Plantar fasciitis is a painful condition located along the bottom of the foot, predominantly in the arch area. It is caused by overuse of the arch tendon (plantar fascia) of the foot; and if you’ve ever suffered from Plantar Fasciitis, you know that this can be one of the most irritating and hard to treat injuries there is.
The most common causes of plantar fasciitis are overly tight or inflexible calf muscles and/or surrounding and supporting tendons which leads to persistent pronation of the foot. This pronation can produce over-stretching of the arch tendon, and can lead to inflammation and thickening of the tendon.
The Plantar Fascia is a band of tissue that runs from your heel down through most of the length of your foot. It could be considered to be a “shock absorber” for your arch. This tissue is also known as the arch tendon. When this tissue becomes inflamed, the result is Plantar Fasciitis, a condition that can result in moderate to severe pain in your heel and foot.
Plantar Fasciitis, over time, can also cause a heel spur. If untreated, the condition can become degenerative, causing further pain, symptoms and long-term treatment challenges.
Not surprisingly, runners, golfers and tennis players who spend long hours on their feet are some of the most common victims of Plantar Fasciitis. Additionally, those over 40 are more susceptible, as is anyone who is predisposed to the condition. People with tight calves are thought to be more likely to develop the condition, as is anyone who spends time on their feet without proper footwear.

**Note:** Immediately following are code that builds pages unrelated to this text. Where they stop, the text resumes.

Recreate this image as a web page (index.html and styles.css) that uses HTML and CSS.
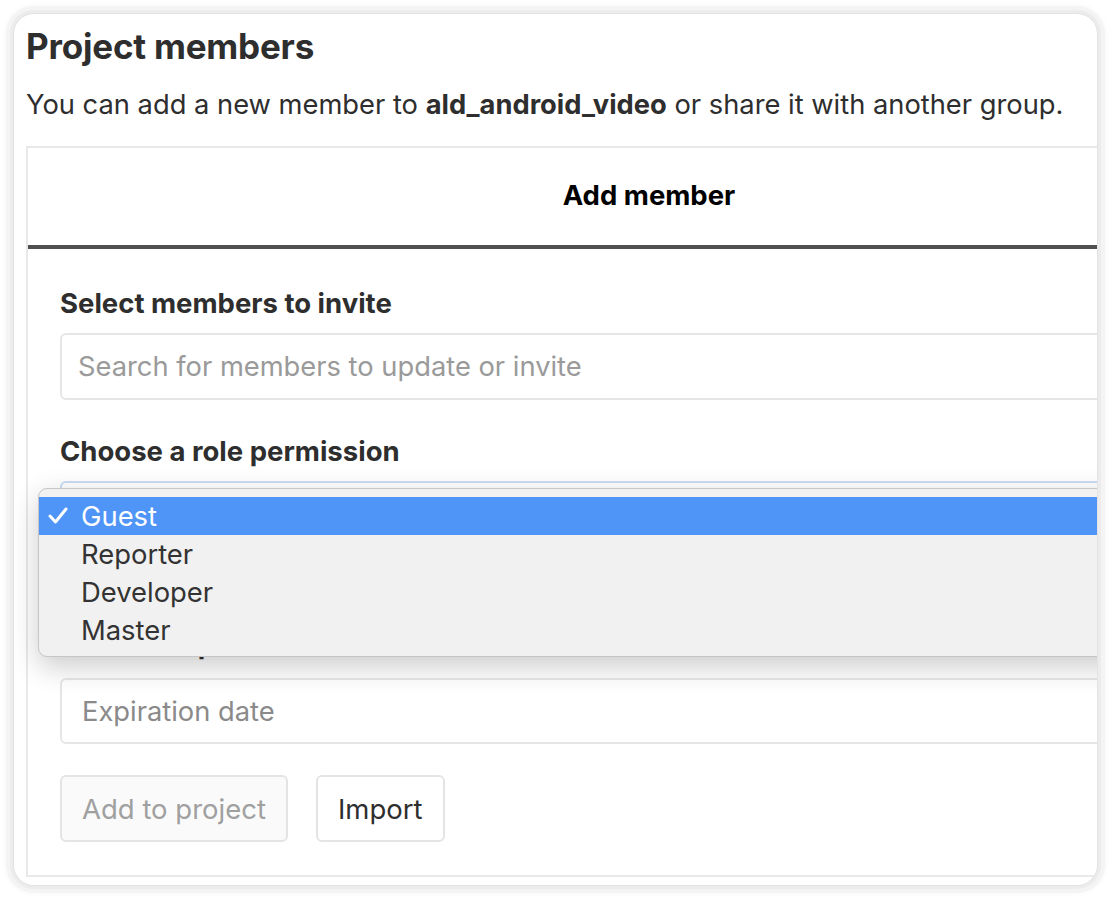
FILE: index.html
```
<!DOCTYPE html>
<html lang="en">
<head>
<meta charset="utf-8">
<title>Project members</title>
<link rel="stylesheet" href="styles.css">
</head>
<body>
<div class="card">
  <h1 class="title">Project members</h1>
  <p class="intro">You can add a new member to <strong>ald_android_video</strong> or share it with another group.</p>
  <div class="panel">
    <div class="tab">Add member</div>
    <div class="form">
      <label class="label">Select members to invite</label>
      <div class="input placeholder">Search for members to update or invite</div>

      <label class="label gap">Choose a role permission</label>
      <div class="select-wrap">
        <div class="select"></div>
        <div class="menu">
          <div class="opt selected">
            <svg class="check" width="20" height="18" viewBox="0 0 20 18"><polyline points="2,9 7.5,15 18,2" fill="none" stroke="#fff" stroke-width="3" stroke-linecap="round" stroke-linejoin="round"/></svg>
            <span>Guest</span>
          </div>
          <div class="opt"><span>Reporter</span></div>
          <div class="opt"><span>Developer</span></div>
          <div class="opt"><span>Master</span></div>
        </div>
      </div>

      <label class="label after-select">Access expiration date</label>
      <div class="input placeholder date">Expiration date</div>

      <div class="actions">
        <button class="btn disabled">Add to project</button>
        <button class="btn">Import</button>
      </div>
    </div>
  </div>
</div>
</body>
</html>
```
FILE: styles.css
```
html, body {
  margin: 0;
  padding: 0;
  background: #ffffff;
}
body {
  font-family: Inter, "Noto Sans", "Liberation Sans", sans-serif;
  color: #2e2e2e;
  padding: 14px 15px 15px 14px;
}
.card {
  height: 871px;
  box-sizing: border-box;
  background: #fff;
  border-radius: 20px;
  overflow: hidden;
  padding: 12px 0 0 12px;
  box-shadow: 0 0 0 1px #e3e3e3, 0 0 0 4px #ececec, 0 0 0 8px #f4f4f4, 0 0 4px 9px #f8f8f8;
}
.title {
  margin: 0;
  font-size: 35px;
  line-height: 40px;
  font-weight: 700;
  color: #2e2e2e;
  letter-spacing: -0.2px;
}
.intro {
  margin: 21px 0 0 0;
  font-size: 27.3px;
  line-height: 36px;
  white-space: nowrap;
  color: #2e2e2e;
}
.intro strong { font-weight: 700; }
.panel {
  margin-top: 23px;
  width: 1246px;
  border: 2px solid #e9e9e9;
  box-sizing: border-box;
}
.tab {
  height: 101px;
  box-sizing: border-box;
  padding-bottom: 3px;
  display: flex;
  align-items: center;
  justify-content: center;
  font-size: 27.5px;
  font-weight: 700;
  color: #000;
  border-bottom: 4px solid #505050;
}
.form {
  padding: 37px 32px 33px 32px;
  display: flex;
  flex-direction: column;
  align-items: flex-start;
}
.label {
  display: block;
  font-size: 27.5px;
  line-height: 34px;
  font-weight: 700;
  color: #2e2e2e;
  margin-bottom: 13px;
}
.label.gap { margin-top: 34px; }
.label.after-select { margin-top: 80px; margin-bottom: 17px; }
.input {
  width: 100%;
  height: 67px;
  box-sizing: border-box;
  border: 2px solid #e6e6e6;
  border-radius: 6px;
  display: flex;
  align-items: center;
  padding-left: 16px;
  font-size: 27.3px;
}
.placeholder { color: #9a9a9a; }
.input.date { height: 66px; padding-left: 20px; color: #8a8a8a; }
.select-wrap {
  position: relative;
  width: 100%;
}
.select {
  height: 66px;
  box-sizing: border-box;
  border: 2px solid #c9def4;
  border-radius: 6px;
  background: #fff;
}
.menu {
  position: absolute;
  left: -22px;
  top: 7px;
  width: 1200px;
  height: 169px;
  box-sizing: border-box;
  background: #f1f1f1;
  border: 1px solid #c6c6c6;
  border-radius: 9px;
  padding-top: 8px;
  box-shadow: 0 12px 28px rgba(0,0,0,0.16), 0 0 30px rgba(0,0,0,0.05);
  z-index: 5;
}
.opt {
  height: 38px;
  display: flex;
  align-items: center;
  padding-left: 42px;
  position: relative;
  font-size: 27.4px;
  color: #333;
}
.opt.selected {
  background: #4f94f7;
  color: #fff;
}
.check {
  position: absolute;
  left: 9px;
  top: 10px;
}
.actions {
  margin-top: 31px;
  display: flex;
  gap: 28px;
}
.btn {
  height: 67px;
  box-sizing: border-box;
  padding: 0 20px;
  font-family: inherit;
  font-size: 27.5px;
  border: 2px solid #e4e4e4;
  border-radius: 6px;
  background: #fff;
  color: #2e2e2e;
}
.btn.disabled {
  background: #fafafa;
  color: #a0a0a0;
}
```
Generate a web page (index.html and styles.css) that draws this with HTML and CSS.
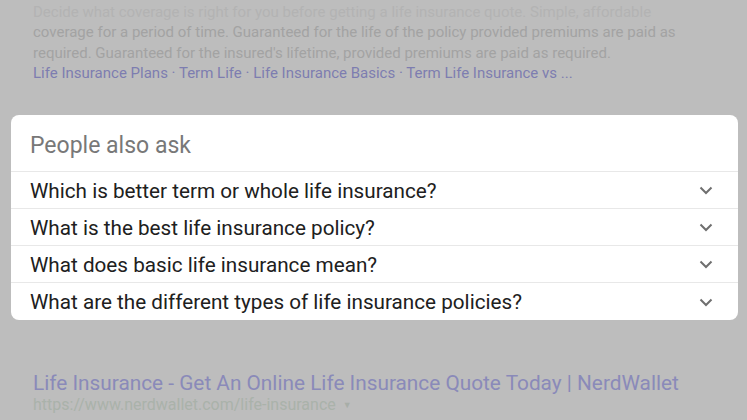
FILE: index.html
```html
<!DOCTYPE html>
<html>
<head>
<meta charset="utf-8">
<link rel="stylesheet" href="styles.css">
</head>
<body>
<div class="page">
  <div class="snippet">
    <p class="line faded">Decide what coverage is right for you before getting a life insurance quote. Simple, affordable</p>
    <p class="line">coverage for a period of time. Guaranteed for the life of the policy provided premiums are paid as</p>
    <p class="line">required. Guaranteed for the insured's lifetime, provided premiums are paid as required.</p>
    <p class="line links">Life Insurance Plans · Term Life · Life Insurance Basics · Term Life Insurance vs ...</p>
  </div>

  <div class="card">
    <div class="card-head">People also ask</div>
    <div class="q"><span>Which is better term or whole life insurance?</span><svg class="chev" viewBox="0 0 14 9"><path d="M1.5 1.5 L7 7 L12.5 1.5"/></svg></div>
    <div class="q"><span>What is the best life insurance policy?</span><svg class="chev" viewBox="0 0 14 9"><path d="M1.5 1.5 L7 7 L12.5 1.5"/></svg></div>
    <div class="q"><span>What does basic life insurance mean?</span><svg class="chev" viewBox="0 0 14 9"><path d="M1.5 1.5 L7 7 L12.5 1.5"/></svg></div>
    <div class="q"><span>What are the different types of life insurance policies?</span><svg class="chev" viewBox="0 0 14 9"><path d="M1.5 1.5 L7 7 L12.5 1.5"/></svg></div>
  </div>

  <div class="result">
    <div class="title">Life Insurance - Get An Online Life Insurance Quote Today | NerdWallet</div>
    <div class="url">https://www.nerdwallet.com/life-insurance <span class="tri">▼</span></div>
  </div>
</div>
</body>
</html>
```

FILE: styles.css
```css
html, body {
  margin: 0;
  padding: 0;
  background: #bdbdbd;
  height: 100%;
  overflow: hidden;
}
.page {
  font-family: Roboto, "Liberation Sans", sans-serif;
  display: flex;
  flex-direction: column;
}
.snippet {
  padding: 0 0 0 33px;
  margin-top: 2px;
  height: 113px;
}
.line {
  margin: 0;
  font-size: 15px;
  line-height: 20.3px;
  color: #a3a3a3;
  white-space: nowrap;
}
.line.faded {
  color: #b3b3b3;
}
.line.links {
  color: #7d7db0;
}
.card {
  margin: 0 9px 0 11px;
  background: #ffffff;
  border-radius: 8px;
  overflow: hidden;
  height: 205px;
}
.card-head {
  height: 57px;
  box-sizing: border-box;
  padding: 17px 19px 0;
  font-size: 23px;
  line-height: 28px;
  color: #787878;
  border-bottom: 1px solid #e8e8e8;
}
.q {
  height: 37px;
  box-sizing: border-box;
  display: flex;
  align-items: center;
  justify-content: space-between;
  padding: 1px 25px 0 19px;
  font-size: 20.7px;
  color: #202020;
  border-bottom: 1px solid #e8e8e8;
}
.q:last-child {
  border-bottom: none;
}
.chev {
  width: 14px;
  height: 9px;
  fill: none;
  stroke: #6f6f6f;
  stroke-width: 2;
}
.result {
  padding: 51px 0 0 33px;
}
.title {
  font-size: 20.8px;
  line-height: 24px;
  color: #8a8ab9;
  white-space: nowrap;
}
.url {
  font-size: 16px;
  line-height: 20px;
  color: #aab2aa;
  white-space: nowrap;
}
.tri {
  font-size: 9px;
  color: #a8aea8;
  vertical-align: 2px;
  margin-left: 3px;
}
```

Temporary relief from Plantar Fasciitis can often be found through stretching localized massage, or anti-inflammatory medications. This relief is typically short-lived, however, as the condition will usually persist until it is properly treated and the underlying cause is identified and addressed.
Permanent relief from Plantar Fasciitis will usually come from a combination of the following approaches:
– Improved footwear for the activity you’re engaging in
– Orthotics, if determined to be necessary to proper foot alignment and support.
– Specific Stretching for the foot and calf muscles
– Physiotherapy; IMS is often used in this area.
– Laser Therapy to treat the inflamed area
– Athletic tape to support the arch tendon
– Shockwave Therapy to treat the inflamed area
You should seek treatment if you suspect that you may have this conditions as it can become more severe if left unattended.